Bref, l’après 18 octobre reste encore pour les guinéens un moment de terreur et d’insécurité. Face à ce constat, quelles dispositions le président en exercice devrait-il prendre maintenant afin d’éviter au pays les mêmes scénarios que nous avons décrits plus haut concernant l’après Sékou Touré et l’après Lansana Conté ?

En vérité, dans un souci de préservation de la paix, de la stabilité et de la sécurité collective et au vu des incohérences rappelées plus haut dans le processus électoral passé, le président de la république rendrait un immense service à son pays et à sa population en acceptant de suivre les recommandations formulées dans la déclaration des commissaires de la CENI qui invitent à reprendre le scrutin. Ensuite, considérant le fait que la CEDEAO et l’Union africaine sont deux entités dont la présence en tant qu’observateurs et médiateurs du processus électoral en Guinée est largement critiquée par l’ensemble des partis d’opposition et la société civile, il sera fortement bénéfique aux différents camps litigieux que l’organisation et l’arbitrage du scrutin soient confiés désormais à une instance extracontinentale totalement neutre, suffisamment transparente et crédible et dotée de moyens puissants de coercition afin d’être capable non seulement d’assurer la sécurité, la transparence et la crédibilité du vote mais aussi de faire accepter ses résultats à toutes les parties.

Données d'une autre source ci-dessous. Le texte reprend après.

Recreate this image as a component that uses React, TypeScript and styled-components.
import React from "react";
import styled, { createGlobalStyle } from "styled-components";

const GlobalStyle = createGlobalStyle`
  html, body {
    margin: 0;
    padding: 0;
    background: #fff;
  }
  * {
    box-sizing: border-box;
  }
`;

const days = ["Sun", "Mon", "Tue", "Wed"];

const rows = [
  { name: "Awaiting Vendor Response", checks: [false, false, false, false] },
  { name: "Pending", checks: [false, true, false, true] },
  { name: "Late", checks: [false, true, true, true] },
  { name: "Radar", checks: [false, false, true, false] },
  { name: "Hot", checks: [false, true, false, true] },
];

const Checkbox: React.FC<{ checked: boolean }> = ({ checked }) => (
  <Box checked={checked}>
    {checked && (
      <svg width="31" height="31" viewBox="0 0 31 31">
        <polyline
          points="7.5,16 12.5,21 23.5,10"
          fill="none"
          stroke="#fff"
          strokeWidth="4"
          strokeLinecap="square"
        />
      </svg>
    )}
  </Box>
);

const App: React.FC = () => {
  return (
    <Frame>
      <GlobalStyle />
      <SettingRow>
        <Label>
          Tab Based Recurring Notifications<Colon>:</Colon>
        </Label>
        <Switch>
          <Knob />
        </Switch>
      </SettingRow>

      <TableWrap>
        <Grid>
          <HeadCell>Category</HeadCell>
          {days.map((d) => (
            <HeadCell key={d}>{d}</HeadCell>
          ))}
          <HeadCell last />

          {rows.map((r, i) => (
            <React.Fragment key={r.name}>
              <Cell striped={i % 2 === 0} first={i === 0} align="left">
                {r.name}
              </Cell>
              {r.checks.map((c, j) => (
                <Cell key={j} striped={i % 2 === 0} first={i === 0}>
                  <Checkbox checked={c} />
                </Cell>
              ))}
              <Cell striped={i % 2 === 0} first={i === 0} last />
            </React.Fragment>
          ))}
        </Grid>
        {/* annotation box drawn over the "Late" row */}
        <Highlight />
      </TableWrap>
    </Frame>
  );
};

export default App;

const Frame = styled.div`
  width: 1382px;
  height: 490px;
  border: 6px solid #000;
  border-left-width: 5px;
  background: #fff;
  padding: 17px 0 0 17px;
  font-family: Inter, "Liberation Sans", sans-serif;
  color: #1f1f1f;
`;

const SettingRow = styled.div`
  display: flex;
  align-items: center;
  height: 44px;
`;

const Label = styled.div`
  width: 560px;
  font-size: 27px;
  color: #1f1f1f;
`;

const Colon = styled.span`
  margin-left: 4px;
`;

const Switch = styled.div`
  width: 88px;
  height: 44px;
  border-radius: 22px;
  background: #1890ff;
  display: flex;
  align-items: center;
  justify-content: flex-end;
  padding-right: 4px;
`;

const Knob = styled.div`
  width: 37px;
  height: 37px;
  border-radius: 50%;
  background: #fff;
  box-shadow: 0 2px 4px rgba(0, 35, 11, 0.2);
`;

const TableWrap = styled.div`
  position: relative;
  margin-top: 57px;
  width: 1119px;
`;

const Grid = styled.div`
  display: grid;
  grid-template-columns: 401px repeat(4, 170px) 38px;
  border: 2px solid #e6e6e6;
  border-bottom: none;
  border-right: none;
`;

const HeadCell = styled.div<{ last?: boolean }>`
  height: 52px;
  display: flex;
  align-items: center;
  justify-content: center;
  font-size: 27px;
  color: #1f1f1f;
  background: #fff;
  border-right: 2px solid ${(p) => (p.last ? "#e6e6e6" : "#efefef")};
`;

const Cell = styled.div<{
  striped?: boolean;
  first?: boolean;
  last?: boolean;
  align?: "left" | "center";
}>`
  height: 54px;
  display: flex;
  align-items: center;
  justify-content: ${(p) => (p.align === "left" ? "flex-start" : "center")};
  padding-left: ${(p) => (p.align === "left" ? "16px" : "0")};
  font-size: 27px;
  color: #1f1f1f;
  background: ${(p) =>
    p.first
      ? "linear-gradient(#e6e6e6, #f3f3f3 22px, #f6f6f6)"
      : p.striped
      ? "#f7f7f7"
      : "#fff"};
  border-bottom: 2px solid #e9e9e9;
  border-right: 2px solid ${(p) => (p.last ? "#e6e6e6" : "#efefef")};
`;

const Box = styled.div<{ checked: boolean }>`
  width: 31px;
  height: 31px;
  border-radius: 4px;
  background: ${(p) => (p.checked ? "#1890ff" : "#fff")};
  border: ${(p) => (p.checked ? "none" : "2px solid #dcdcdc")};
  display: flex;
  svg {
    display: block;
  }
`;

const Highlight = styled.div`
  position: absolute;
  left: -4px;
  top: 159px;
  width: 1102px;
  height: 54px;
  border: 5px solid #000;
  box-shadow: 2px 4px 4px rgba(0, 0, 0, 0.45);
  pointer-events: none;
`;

Ce faisant, le chaos qui anime actuellement l’espace publique en Guinée se dissiperait, le calme reviendrait plus vite et le pays connaîtrait l’alternance démocratique dans la paix et la joie. Nul sera alors blessé ni tué ni injustement retenu prisonnier. Ce sera la paix totale, ce sera le temps du rassemblement, ce sera un nouveau départ pour la Guinée de demain.